Fisgard Lighthouse was built in 1860 to guide vessels through the entrance of Esquimalt harbour. It was automated in 1929. It shows a white isophase light of 2 s period in a sector from 322° to 195° at 21.6 m above mean sea level. In other directions it shows red shutters. The white 14.6 m tower is floodlit below balcony level.

Fisgard Lighthouse and its sister station Race Rocks Light, were constructed in 1859-60, to ease the movement of naval ships into Esquimalt harbour and merchant ships into Victoria Harbour. The light stations were also seen as a significant political and fiduciary commitment on the part of the British government to the Colony of Vancouver Island, partly in response to the American gold miners flooding into the region: some 25,000 arrived in 1858 for the Fraser gold rush.

Local legend claims that the brick and stone used in construction were sent out from Britain as ballast; in fact local brick yards and quarries supplied these materials, while the lens, lamp apparatus and lantern room were accompanied from England by the first keeper, Mr. George Davies, in 1859. The cast-iron spiral staircase in the tower was made in sections in San Francisco.

Fisgard first showed a light from the tower at sunset on 16 November 1860.
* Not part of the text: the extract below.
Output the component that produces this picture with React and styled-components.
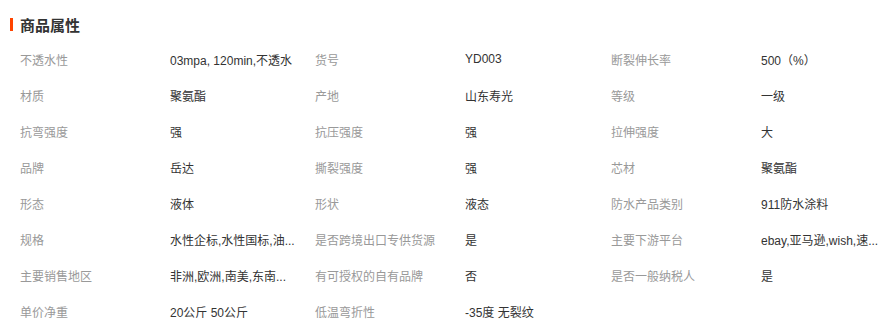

Colonial Governor James Douglas petitioned the British government to build the lighthouse. Captain Richards supported his position. Construction was supervised by Colonial Surveyor and Engineer JD Pemberton. Architects John Wright and Hermann Otto Tiedemann did the design of the lighthouse and the picturesque gothic red brick residence adjoining it.

Permanent steel shutters were added to the landward side of the lantern room some time after 1897, when concussion from the 6-inch guns at newly built Fort Rodd Hill caused cracks to appear in the lantern windows. The last keeper to actually live full-time at Fisgard was George Johnson; Josiah Gosse, Fisgard's final keeper, had permission from the lighthouse authority to live ashore (nearby on Esquimalt Lagoon), and row out to Fisgard every evening.

In the early 1940s, the acetylene lamp in Fisgard’s tower was replaced by a battery-powered electric light. In 1950-51, a causeway was built out to Fisgard Island from the foreshore at Fort Rodd Hill by the Canadian Army; this was intended as a military obstacle, but also provided direct access to Fisgard Lighthouse.